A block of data
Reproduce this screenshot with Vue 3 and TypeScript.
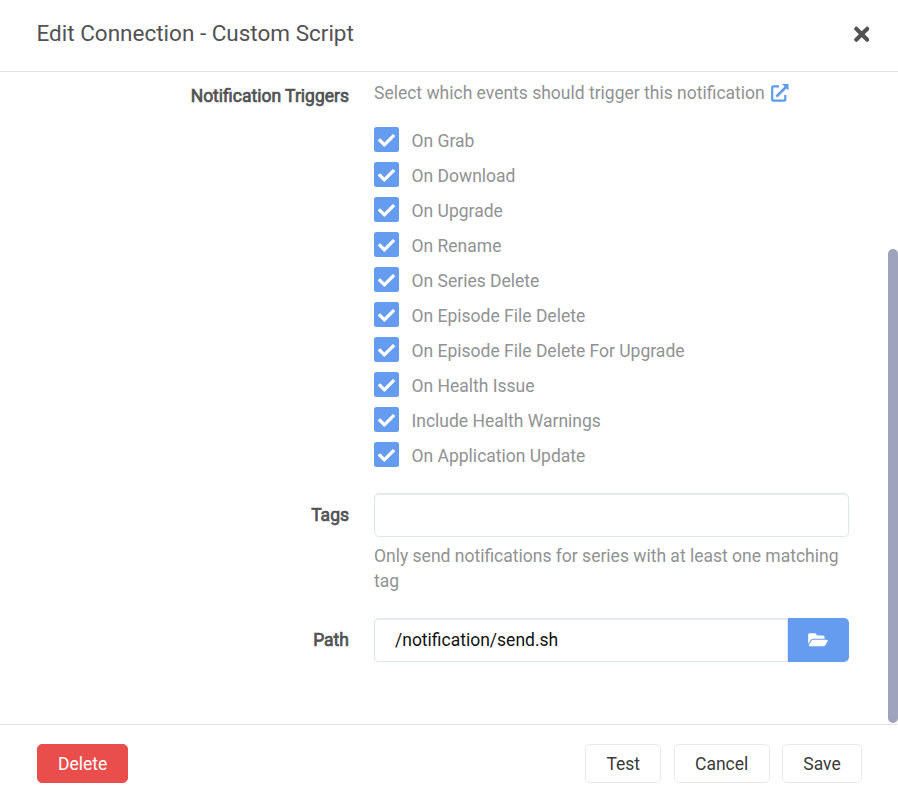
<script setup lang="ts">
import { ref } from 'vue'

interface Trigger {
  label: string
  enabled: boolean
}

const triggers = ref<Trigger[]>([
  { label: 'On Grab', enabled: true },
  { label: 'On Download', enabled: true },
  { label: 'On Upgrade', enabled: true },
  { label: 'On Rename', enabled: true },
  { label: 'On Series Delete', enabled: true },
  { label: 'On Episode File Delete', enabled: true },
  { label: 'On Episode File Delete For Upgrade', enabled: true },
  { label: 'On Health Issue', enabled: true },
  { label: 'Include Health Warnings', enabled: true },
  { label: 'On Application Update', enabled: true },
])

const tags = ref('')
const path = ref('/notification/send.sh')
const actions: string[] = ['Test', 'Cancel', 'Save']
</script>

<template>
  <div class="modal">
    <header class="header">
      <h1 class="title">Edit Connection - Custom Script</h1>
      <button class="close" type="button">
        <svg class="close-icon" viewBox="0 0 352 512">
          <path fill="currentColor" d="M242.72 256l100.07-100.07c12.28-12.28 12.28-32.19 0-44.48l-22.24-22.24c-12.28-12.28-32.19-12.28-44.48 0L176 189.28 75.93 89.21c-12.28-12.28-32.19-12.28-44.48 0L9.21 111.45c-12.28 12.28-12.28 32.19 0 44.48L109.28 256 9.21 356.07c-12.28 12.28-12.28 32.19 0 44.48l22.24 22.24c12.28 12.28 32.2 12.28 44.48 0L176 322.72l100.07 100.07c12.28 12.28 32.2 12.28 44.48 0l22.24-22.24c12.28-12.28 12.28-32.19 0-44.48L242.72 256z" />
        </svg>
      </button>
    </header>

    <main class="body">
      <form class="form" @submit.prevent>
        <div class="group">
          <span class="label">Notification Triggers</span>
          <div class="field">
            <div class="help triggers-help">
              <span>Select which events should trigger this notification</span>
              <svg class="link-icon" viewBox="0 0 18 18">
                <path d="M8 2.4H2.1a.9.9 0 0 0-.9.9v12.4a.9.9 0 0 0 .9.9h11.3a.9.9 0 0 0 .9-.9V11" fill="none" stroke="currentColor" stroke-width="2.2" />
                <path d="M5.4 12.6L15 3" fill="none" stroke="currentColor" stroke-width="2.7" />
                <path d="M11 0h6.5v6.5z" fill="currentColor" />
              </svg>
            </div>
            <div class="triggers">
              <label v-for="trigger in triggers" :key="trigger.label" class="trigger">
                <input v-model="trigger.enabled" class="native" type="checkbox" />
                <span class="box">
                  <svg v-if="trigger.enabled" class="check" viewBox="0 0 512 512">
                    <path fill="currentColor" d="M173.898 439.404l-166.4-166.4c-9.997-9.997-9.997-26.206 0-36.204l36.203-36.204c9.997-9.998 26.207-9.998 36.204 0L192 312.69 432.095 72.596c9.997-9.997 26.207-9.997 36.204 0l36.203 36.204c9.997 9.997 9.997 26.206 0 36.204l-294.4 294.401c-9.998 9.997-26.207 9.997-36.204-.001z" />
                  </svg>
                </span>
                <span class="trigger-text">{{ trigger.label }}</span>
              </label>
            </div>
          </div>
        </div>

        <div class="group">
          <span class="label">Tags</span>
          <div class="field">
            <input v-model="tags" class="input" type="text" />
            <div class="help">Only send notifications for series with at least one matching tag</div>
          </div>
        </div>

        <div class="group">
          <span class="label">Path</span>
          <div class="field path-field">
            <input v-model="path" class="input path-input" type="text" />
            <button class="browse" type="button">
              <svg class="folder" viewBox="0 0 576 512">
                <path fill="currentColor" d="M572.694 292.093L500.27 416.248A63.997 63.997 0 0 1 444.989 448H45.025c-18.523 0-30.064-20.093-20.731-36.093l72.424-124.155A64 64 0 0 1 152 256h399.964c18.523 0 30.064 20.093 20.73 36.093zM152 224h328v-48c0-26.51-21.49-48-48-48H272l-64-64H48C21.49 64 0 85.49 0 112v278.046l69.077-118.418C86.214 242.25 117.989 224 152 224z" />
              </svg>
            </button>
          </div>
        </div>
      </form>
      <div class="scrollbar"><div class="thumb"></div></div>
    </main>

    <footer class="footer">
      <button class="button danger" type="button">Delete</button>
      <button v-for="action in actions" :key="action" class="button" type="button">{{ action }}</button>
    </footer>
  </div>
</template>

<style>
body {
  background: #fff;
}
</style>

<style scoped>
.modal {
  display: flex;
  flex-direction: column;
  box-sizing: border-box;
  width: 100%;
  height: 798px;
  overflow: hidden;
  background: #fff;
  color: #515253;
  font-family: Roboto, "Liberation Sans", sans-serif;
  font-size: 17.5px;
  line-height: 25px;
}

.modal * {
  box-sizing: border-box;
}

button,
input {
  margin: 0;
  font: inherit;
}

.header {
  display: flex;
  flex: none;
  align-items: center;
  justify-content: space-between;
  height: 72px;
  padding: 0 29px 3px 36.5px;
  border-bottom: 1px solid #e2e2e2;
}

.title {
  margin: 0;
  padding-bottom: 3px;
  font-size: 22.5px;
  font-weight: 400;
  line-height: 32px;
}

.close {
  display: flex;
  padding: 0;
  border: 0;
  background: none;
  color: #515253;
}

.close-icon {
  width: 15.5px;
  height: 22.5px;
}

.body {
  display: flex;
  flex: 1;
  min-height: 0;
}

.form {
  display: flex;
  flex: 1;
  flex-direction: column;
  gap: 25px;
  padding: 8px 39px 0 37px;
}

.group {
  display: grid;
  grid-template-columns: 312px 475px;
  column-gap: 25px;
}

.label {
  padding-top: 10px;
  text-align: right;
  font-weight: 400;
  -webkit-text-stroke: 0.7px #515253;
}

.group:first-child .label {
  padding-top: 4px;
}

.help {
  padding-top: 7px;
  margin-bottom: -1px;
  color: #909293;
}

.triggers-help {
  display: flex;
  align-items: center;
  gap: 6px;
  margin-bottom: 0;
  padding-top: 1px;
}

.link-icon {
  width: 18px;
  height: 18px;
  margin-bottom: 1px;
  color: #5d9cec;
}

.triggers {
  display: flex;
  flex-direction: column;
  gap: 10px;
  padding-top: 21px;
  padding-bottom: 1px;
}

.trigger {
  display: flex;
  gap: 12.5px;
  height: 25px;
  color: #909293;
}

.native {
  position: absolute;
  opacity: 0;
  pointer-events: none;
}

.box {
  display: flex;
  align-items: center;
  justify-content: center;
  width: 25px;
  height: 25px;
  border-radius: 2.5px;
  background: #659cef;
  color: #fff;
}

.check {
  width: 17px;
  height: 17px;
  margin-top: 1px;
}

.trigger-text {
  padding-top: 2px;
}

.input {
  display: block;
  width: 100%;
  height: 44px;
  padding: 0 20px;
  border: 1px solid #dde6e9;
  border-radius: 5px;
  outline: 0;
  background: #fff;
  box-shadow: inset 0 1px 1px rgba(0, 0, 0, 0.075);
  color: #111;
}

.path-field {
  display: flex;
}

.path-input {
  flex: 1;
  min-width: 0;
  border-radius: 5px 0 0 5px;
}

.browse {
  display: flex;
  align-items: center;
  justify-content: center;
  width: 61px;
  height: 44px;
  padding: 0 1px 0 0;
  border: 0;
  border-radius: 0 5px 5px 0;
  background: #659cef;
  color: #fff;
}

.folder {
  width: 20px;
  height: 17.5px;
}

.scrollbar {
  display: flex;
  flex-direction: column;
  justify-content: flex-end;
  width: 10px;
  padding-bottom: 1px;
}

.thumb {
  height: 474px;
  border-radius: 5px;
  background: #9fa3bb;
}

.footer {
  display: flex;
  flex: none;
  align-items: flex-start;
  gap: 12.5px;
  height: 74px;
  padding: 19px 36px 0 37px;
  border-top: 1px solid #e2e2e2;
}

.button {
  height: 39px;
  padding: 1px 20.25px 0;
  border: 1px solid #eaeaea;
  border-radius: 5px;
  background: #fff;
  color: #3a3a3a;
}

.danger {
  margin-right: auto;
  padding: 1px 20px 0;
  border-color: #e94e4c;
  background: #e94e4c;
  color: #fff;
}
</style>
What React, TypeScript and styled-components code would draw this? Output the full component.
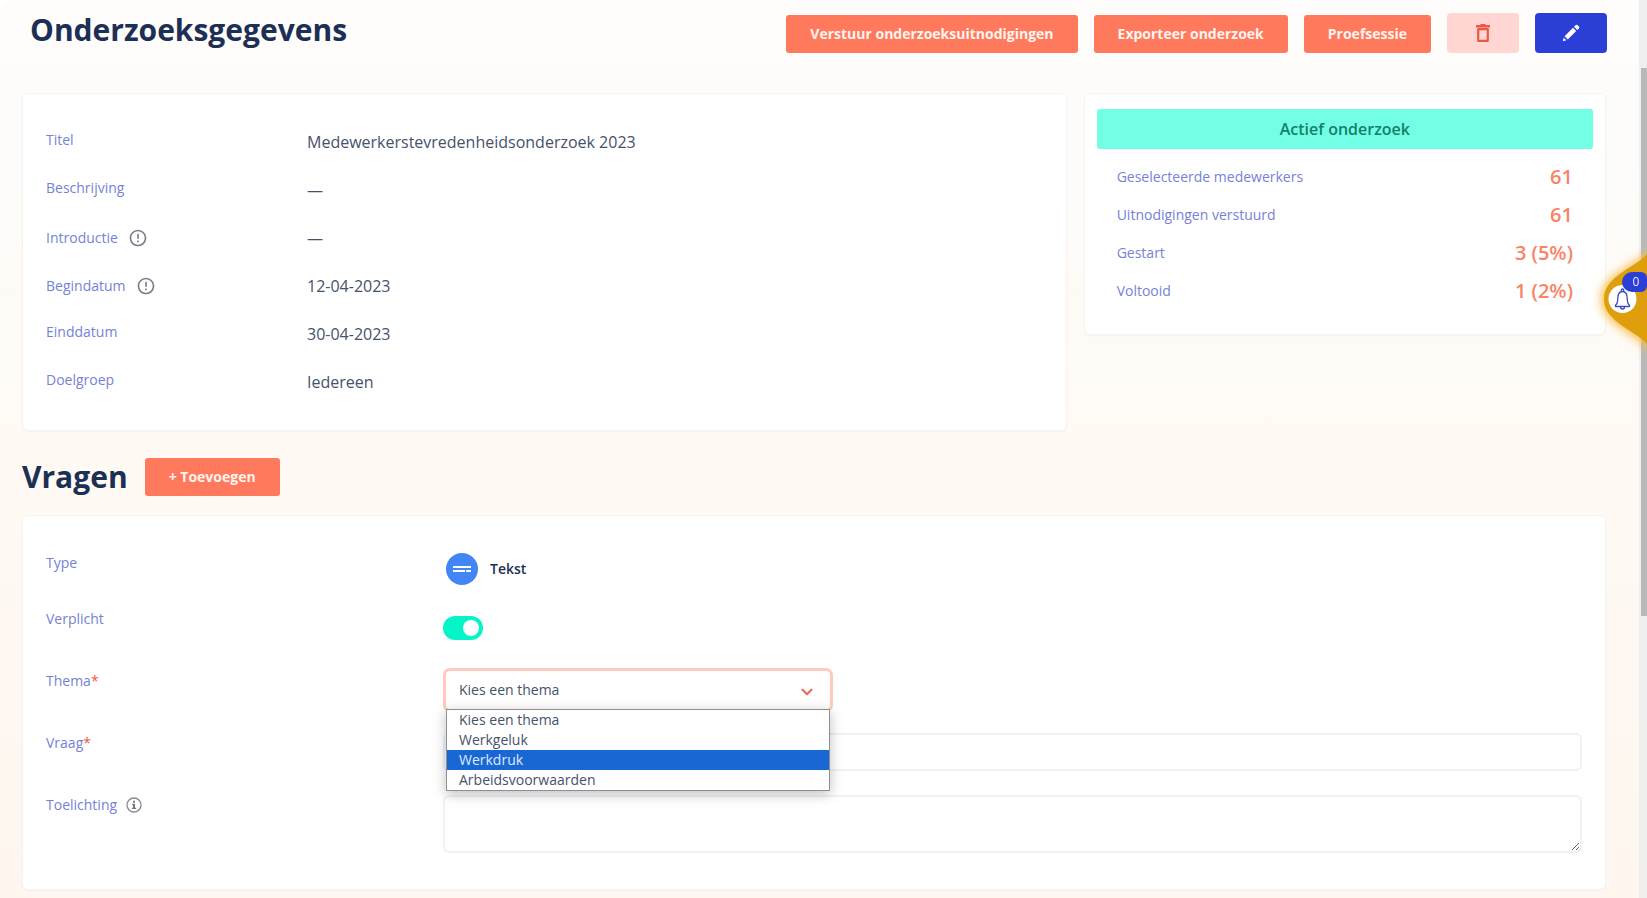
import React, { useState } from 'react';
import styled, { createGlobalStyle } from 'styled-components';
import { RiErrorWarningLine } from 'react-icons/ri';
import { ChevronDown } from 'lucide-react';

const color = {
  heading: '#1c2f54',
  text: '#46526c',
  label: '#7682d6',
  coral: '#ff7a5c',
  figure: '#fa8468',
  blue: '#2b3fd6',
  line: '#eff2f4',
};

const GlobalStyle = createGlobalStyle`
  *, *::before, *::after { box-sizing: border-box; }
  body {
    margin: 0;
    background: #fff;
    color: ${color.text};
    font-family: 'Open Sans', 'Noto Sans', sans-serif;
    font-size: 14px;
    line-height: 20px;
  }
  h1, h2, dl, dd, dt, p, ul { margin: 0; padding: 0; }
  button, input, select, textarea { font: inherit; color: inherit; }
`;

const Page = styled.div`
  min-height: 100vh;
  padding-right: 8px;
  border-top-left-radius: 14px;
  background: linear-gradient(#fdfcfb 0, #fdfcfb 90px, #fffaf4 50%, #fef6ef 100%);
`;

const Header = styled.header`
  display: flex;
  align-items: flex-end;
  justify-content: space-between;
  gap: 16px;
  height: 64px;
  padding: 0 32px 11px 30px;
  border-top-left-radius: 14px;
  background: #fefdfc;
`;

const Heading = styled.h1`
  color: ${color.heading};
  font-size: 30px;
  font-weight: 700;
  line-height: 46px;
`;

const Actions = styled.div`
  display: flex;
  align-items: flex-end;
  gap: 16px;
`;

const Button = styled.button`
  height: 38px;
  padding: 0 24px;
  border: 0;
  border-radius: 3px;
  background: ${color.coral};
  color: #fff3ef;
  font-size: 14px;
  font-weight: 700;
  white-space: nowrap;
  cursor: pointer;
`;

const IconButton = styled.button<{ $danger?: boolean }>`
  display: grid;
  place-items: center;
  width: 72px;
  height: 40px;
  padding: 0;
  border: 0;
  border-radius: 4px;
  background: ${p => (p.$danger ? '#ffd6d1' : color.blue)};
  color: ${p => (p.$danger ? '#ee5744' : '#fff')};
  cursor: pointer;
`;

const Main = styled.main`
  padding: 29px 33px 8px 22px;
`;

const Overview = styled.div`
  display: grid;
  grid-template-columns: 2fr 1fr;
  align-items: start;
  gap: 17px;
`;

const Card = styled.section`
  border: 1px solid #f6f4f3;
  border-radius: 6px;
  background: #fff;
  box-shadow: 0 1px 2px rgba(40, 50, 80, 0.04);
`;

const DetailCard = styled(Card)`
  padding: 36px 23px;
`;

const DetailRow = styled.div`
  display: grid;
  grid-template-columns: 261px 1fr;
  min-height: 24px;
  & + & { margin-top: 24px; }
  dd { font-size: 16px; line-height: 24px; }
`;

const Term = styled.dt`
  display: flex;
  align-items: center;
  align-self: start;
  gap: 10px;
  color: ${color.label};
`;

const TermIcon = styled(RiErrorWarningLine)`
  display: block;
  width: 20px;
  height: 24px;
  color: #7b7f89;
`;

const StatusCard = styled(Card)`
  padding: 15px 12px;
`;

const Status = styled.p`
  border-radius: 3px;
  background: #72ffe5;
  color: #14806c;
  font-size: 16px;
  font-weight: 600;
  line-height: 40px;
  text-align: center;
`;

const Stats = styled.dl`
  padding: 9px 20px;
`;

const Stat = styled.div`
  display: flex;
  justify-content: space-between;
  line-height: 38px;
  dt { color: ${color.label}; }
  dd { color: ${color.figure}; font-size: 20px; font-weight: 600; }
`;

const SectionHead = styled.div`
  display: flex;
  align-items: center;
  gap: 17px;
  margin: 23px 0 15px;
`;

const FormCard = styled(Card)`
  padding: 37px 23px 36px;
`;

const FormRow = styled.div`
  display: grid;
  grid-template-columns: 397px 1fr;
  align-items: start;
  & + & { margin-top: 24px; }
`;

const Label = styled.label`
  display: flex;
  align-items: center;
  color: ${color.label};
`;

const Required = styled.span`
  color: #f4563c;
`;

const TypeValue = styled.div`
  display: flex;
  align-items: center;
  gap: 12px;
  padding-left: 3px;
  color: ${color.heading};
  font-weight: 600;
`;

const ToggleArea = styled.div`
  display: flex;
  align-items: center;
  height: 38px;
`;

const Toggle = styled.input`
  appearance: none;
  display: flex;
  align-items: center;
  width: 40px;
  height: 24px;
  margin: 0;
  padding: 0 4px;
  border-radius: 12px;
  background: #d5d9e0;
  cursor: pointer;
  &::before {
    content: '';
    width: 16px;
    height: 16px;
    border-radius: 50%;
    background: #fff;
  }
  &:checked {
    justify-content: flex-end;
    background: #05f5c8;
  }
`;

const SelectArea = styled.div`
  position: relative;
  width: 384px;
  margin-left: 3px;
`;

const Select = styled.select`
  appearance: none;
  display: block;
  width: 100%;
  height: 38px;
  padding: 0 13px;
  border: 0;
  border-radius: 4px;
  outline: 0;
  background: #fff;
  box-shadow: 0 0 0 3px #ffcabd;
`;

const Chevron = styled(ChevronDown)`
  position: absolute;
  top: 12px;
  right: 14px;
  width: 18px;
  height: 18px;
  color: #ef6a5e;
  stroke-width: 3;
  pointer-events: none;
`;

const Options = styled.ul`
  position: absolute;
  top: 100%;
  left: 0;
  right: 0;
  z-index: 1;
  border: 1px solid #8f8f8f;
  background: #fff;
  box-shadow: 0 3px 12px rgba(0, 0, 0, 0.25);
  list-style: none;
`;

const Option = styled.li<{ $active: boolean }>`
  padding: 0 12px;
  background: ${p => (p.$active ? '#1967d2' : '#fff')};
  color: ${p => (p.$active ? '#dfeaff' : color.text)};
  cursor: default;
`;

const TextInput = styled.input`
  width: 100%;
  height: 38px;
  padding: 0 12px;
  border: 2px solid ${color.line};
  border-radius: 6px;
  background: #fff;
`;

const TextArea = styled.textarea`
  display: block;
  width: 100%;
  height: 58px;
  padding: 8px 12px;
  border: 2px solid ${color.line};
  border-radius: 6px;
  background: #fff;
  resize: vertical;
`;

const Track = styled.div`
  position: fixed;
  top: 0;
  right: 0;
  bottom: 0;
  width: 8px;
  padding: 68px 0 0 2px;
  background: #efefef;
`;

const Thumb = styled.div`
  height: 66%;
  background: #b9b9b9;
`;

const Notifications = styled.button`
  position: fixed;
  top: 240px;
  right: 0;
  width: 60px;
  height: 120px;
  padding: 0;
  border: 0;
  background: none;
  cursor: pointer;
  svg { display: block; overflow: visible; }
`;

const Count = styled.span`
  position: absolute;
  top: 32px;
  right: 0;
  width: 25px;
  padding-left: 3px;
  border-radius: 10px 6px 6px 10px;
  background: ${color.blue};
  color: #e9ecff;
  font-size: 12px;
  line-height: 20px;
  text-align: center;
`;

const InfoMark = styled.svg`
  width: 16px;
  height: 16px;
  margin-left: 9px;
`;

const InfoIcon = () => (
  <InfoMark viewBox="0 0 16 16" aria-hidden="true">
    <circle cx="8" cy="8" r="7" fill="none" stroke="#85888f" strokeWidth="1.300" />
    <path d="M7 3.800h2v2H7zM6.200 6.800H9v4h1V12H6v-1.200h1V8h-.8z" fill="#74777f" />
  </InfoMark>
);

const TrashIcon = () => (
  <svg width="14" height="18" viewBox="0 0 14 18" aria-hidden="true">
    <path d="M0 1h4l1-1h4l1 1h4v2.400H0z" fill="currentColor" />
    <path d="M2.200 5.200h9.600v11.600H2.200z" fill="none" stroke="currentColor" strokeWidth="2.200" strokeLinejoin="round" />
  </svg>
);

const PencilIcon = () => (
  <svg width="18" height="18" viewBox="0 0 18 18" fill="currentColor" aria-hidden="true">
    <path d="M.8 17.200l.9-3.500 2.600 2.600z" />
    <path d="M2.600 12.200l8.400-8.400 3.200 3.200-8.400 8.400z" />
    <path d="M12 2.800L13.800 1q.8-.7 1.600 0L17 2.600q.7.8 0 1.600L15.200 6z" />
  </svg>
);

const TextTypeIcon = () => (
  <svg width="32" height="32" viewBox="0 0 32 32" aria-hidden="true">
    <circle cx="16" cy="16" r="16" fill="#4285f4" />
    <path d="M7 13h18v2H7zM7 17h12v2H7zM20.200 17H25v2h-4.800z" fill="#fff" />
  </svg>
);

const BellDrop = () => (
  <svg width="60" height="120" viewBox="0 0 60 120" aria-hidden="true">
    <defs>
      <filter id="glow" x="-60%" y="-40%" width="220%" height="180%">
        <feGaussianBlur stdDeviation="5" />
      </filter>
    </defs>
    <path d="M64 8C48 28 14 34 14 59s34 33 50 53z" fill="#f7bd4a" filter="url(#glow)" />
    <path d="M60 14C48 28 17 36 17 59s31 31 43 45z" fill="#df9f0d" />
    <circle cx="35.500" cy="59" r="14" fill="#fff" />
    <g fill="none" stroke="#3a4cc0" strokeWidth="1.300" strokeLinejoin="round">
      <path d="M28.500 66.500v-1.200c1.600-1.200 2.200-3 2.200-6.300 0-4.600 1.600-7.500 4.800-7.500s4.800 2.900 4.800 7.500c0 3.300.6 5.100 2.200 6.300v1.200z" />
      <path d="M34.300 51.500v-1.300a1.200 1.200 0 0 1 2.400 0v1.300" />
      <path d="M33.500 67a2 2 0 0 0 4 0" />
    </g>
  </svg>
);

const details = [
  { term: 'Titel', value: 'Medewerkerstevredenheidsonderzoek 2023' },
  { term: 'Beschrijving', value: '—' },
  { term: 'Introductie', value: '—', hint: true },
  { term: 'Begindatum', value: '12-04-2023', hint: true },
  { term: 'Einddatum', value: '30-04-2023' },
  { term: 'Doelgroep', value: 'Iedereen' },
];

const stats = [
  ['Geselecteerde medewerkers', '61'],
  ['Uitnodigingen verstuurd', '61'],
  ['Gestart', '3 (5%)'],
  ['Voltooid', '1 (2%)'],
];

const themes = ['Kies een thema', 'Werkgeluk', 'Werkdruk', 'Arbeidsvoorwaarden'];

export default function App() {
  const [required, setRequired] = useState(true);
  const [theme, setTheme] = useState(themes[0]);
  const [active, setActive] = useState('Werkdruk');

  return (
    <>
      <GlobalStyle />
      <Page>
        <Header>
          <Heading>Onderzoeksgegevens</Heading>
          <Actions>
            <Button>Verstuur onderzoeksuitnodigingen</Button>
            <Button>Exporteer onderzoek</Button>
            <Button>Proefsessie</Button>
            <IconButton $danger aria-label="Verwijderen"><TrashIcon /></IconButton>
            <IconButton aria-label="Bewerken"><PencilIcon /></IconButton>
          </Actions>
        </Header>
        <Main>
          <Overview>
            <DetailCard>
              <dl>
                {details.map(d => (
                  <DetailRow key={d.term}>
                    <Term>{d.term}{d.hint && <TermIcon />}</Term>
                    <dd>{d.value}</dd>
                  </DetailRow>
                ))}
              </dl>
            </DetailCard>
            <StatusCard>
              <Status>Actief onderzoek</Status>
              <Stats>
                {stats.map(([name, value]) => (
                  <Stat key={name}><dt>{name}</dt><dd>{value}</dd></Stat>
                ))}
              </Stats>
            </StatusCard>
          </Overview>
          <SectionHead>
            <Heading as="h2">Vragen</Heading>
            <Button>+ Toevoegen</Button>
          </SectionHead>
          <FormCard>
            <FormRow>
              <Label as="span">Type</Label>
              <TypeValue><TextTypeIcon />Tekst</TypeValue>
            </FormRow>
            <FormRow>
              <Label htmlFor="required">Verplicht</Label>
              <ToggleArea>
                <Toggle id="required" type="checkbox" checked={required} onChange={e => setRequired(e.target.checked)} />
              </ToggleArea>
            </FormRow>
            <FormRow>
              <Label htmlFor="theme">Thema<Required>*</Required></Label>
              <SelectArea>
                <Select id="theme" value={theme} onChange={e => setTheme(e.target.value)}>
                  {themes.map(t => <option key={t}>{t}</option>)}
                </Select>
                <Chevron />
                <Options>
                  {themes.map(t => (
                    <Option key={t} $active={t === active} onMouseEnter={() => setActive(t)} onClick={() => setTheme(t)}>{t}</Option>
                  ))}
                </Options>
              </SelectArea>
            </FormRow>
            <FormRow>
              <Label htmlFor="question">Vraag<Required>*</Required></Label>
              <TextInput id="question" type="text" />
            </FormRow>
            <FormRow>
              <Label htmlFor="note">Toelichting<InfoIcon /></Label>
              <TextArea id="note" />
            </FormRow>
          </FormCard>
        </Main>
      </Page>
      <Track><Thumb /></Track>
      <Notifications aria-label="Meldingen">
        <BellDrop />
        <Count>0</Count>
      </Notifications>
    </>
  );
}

BRIEF:
Copy every line of the records above that contains "this".

TASK SOLUTION:
Reproduce this screenshot with Vue 3 and TypeScript.
              <span>Select which events should trigger this notification</span>
What React, TypeScript and styled-components code would draw this? Output the full component.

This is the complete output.